**Data excerpts**:
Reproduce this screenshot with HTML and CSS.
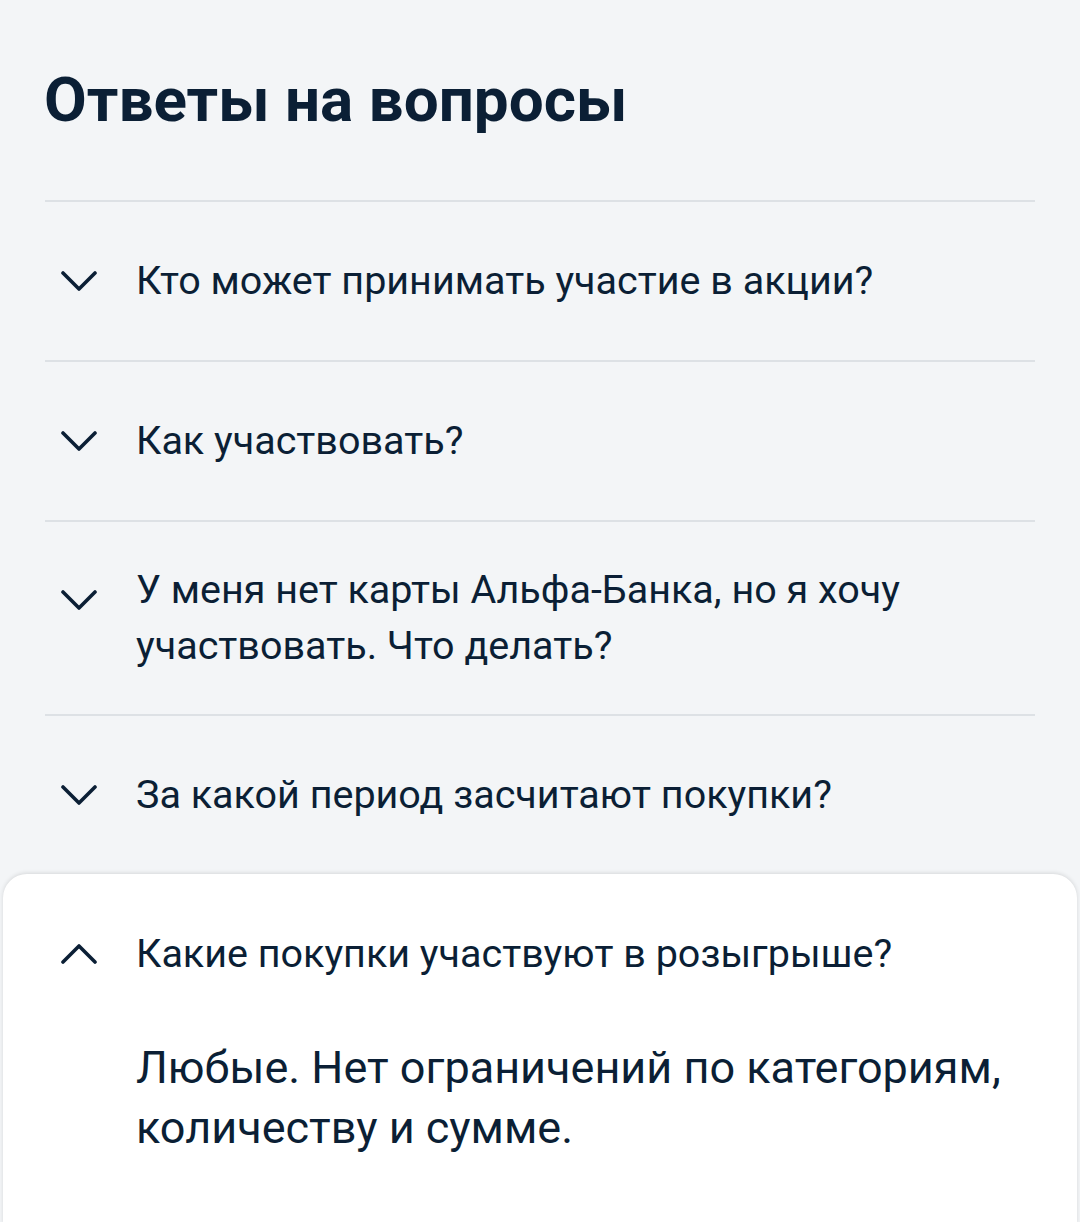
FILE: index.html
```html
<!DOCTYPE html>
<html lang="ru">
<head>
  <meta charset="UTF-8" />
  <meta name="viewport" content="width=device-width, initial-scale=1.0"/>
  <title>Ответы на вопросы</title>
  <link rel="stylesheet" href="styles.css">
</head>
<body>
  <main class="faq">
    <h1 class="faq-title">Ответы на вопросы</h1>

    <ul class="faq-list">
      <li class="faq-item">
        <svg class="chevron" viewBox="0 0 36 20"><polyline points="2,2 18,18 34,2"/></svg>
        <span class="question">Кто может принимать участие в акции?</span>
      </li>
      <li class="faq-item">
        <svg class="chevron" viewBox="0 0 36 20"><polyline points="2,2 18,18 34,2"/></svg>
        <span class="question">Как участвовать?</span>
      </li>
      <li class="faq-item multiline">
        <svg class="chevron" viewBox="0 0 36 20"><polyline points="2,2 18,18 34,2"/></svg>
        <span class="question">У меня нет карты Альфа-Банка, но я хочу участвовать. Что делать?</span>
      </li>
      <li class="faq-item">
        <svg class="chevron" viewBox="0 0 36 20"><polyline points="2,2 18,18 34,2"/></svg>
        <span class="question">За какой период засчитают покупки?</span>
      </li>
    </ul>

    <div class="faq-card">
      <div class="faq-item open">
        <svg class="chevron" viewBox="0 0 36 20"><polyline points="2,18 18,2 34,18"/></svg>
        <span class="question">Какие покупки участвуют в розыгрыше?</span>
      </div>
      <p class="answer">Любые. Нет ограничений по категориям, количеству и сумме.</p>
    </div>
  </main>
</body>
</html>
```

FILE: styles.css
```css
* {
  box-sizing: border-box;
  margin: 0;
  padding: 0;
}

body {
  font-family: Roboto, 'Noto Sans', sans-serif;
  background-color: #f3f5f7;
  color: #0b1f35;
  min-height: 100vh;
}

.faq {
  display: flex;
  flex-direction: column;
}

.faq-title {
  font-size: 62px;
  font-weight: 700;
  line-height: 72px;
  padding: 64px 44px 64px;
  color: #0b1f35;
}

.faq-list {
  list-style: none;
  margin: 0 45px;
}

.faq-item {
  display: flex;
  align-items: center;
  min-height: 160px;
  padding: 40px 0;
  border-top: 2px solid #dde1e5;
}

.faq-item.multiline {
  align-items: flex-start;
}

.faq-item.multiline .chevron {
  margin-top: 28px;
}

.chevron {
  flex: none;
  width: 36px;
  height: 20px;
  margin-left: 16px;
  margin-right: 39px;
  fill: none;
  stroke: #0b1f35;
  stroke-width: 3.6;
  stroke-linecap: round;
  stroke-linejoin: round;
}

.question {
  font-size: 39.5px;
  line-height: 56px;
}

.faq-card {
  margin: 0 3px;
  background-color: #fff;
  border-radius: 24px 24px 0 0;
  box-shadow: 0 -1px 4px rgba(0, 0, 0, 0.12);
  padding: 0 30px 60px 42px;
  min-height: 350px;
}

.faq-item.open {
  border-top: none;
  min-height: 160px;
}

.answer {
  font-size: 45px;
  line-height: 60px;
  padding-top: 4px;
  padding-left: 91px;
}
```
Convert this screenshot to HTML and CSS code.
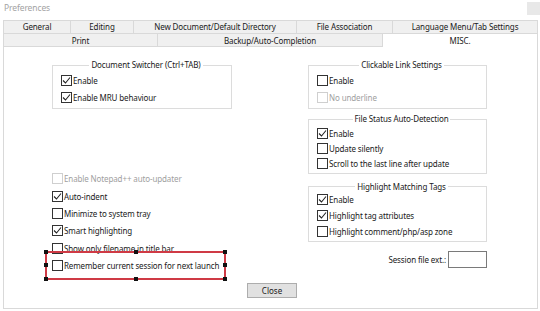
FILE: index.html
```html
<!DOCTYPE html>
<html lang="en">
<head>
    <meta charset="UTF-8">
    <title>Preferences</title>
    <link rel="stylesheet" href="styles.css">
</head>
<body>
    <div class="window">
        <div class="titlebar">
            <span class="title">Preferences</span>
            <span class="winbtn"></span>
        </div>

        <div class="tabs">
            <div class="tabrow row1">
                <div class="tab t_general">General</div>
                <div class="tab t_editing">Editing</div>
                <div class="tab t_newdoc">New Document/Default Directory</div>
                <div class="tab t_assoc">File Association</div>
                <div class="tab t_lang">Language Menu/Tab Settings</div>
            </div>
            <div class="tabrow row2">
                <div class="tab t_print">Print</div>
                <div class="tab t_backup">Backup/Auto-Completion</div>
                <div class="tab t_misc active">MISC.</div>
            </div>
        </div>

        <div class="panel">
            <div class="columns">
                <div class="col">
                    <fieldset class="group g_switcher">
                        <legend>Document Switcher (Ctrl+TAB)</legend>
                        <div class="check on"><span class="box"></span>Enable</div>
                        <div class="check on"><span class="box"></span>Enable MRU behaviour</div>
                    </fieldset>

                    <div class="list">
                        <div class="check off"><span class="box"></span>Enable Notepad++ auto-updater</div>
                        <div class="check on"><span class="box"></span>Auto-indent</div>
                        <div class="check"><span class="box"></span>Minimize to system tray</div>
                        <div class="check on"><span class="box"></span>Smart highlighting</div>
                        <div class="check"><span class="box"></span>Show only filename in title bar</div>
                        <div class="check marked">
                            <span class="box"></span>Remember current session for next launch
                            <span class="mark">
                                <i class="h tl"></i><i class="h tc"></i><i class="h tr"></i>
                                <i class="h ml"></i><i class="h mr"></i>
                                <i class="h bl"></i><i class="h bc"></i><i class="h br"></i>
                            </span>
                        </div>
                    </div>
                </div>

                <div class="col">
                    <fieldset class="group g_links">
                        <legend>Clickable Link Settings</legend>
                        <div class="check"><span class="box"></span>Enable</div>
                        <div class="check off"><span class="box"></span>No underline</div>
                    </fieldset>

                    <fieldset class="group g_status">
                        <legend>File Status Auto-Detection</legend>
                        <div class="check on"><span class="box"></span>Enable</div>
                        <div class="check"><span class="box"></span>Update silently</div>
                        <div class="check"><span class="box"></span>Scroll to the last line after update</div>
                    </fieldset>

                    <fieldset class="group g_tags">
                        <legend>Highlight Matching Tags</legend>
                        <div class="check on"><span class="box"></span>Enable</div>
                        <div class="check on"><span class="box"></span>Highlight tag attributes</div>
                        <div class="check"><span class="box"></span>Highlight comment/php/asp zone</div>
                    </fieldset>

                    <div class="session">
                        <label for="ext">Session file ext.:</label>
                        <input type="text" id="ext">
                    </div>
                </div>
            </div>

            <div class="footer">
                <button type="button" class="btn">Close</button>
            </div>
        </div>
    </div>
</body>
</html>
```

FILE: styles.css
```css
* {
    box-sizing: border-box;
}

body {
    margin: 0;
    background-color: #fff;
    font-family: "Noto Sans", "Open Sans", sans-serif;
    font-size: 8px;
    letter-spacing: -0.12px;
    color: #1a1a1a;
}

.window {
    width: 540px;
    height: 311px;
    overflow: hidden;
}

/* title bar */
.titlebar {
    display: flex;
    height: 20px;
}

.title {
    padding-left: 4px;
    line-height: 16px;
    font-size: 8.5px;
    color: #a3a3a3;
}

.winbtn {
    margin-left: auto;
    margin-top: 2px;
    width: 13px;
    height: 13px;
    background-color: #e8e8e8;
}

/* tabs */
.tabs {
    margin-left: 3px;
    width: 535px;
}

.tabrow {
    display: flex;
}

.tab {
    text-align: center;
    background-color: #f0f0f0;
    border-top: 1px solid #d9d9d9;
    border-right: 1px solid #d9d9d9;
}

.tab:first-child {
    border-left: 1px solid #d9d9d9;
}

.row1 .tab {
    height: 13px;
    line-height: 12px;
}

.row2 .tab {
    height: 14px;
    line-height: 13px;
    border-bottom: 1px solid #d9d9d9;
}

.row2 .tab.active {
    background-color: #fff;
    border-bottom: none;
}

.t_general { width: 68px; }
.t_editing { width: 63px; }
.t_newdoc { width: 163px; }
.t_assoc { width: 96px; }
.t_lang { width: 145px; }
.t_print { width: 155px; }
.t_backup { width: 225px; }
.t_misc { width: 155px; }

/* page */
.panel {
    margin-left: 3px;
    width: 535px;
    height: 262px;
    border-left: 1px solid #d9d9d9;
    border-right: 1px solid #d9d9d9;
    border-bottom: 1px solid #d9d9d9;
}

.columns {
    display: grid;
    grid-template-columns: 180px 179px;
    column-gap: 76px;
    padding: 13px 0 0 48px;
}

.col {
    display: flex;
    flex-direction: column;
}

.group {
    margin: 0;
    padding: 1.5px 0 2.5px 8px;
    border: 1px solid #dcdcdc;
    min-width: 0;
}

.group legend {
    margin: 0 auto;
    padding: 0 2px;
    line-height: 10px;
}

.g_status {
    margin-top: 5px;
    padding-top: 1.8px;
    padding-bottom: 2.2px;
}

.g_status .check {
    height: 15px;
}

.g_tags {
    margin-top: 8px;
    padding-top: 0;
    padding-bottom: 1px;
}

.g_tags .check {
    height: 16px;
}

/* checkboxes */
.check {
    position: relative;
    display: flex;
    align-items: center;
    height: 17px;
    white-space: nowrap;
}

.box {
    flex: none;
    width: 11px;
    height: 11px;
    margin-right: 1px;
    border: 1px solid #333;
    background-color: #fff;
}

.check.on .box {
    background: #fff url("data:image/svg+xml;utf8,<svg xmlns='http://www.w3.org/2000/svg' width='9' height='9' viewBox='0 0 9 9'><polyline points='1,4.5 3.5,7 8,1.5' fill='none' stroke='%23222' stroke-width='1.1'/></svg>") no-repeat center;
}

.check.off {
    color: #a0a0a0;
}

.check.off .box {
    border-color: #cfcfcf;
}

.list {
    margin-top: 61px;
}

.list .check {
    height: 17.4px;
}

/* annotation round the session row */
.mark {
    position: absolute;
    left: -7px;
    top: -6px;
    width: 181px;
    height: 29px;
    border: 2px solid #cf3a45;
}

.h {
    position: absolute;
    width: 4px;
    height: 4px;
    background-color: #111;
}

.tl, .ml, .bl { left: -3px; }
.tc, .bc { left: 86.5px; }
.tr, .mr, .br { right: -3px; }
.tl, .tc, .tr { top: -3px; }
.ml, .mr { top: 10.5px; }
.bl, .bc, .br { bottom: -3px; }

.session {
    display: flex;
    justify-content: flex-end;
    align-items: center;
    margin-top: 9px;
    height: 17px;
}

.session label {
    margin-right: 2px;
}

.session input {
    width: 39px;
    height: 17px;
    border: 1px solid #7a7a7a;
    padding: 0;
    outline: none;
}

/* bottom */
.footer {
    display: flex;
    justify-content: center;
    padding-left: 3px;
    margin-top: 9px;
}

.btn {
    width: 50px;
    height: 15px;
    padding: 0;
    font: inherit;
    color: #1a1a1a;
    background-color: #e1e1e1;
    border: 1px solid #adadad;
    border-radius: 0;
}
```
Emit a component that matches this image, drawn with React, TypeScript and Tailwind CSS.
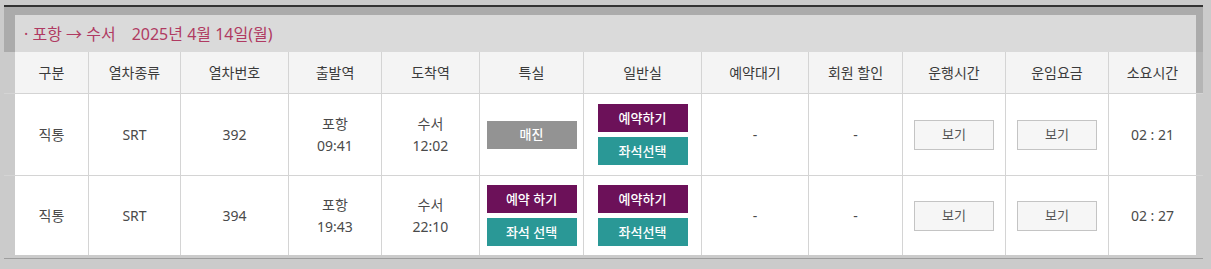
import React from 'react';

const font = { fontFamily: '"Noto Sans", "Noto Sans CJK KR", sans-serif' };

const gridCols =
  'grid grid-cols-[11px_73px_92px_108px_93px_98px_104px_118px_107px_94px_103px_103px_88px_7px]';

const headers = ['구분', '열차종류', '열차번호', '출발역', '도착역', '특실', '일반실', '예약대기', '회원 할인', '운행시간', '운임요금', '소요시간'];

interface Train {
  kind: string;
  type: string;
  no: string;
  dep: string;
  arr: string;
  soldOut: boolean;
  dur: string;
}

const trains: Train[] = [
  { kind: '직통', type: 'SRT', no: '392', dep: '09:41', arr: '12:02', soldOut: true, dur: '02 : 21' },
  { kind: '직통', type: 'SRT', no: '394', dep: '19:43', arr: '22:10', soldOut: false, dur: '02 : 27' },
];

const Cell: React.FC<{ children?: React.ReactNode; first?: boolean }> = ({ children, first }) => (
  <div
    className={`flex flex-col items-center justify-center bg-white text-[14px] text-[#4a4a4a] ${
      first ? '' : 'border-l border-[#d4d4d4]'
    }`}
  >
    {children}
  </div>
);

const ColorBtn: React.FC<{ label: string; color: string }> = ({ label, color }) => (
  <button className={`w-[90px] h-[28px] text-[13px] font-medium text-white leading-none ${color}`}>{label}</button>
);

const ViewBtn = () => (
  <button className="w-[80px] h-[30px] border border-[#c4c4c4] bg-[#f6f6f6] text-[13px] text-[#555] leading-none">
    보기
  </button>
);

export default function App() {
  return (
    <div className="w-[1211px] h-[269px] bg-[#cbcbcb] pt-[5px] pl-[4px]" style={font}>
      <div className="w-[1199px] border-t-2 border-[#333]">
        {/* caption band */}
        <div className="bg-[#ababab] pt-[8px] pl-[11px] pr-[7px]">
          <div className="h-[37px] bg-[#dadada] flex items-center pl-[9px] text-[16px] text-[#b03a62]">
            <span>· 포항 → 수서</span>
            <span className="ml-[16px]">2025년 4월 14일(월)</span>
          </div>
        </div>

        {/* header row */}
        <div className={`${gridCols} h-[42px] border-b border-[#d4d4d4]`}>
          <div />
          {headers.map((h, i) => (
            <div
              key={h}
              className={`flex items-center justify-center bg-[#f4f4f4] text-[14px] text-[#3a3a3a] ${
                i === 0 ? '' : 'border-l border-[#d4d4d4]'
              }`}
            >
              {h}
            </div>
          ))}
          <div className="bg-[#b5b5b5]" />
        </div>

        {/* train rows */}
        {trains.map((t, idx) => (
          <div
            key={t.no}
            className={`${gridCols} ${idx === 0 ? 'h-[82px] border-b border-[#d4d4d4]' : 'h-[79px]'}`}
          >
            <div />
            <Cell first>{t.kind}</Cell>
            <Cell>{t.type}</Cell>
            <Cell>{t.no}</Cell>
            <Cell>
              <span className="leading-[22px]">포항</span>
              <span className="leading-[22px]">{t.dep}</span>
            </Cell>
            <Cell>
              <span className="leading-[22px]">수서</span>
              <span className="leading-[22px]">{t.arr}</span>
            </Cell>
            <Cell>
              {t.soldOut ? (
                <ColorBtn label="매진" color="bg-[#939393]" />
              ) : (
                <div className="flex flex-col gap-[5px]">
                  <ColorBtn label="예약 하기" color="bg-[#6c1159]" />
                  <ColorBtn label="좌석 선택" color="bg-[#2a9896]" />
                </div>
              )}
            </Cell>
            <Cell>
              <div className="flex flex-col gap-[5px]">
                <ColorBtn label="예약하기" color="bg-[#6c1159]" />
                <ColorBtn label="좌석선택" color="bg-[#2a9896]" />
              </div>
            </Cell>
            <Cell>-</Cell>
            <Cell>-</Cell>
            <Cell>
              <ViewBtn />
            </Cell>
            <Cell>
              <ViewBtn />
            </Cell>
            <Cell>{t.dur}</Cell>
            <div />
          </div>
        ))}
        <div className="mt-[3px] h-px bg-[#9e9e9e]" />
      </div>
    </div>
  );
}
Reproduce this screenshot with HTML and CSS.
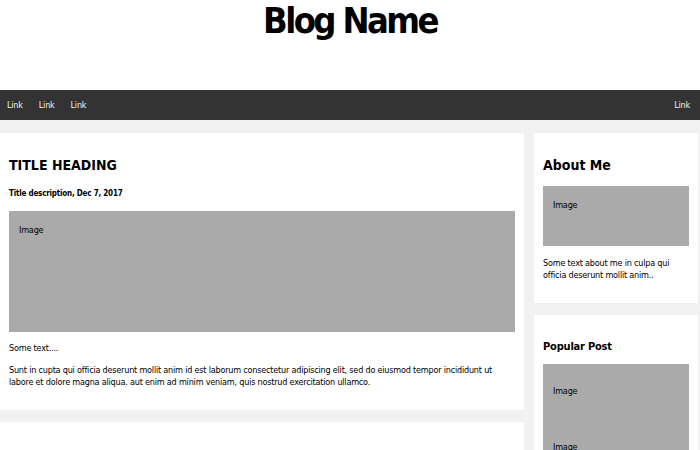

**Written problem**: Look through the listing above. Pick out each line with "this" and copy it.

**Response to the task**:
Reproduce this screenshot with HTML and CSS.
Convert this screenshot to HTML and CSS code.
Emit a component that matches this image, drawn with React, TypeScript and Tailwind CSS.
Reproduce this screenshot with HTML and CSS.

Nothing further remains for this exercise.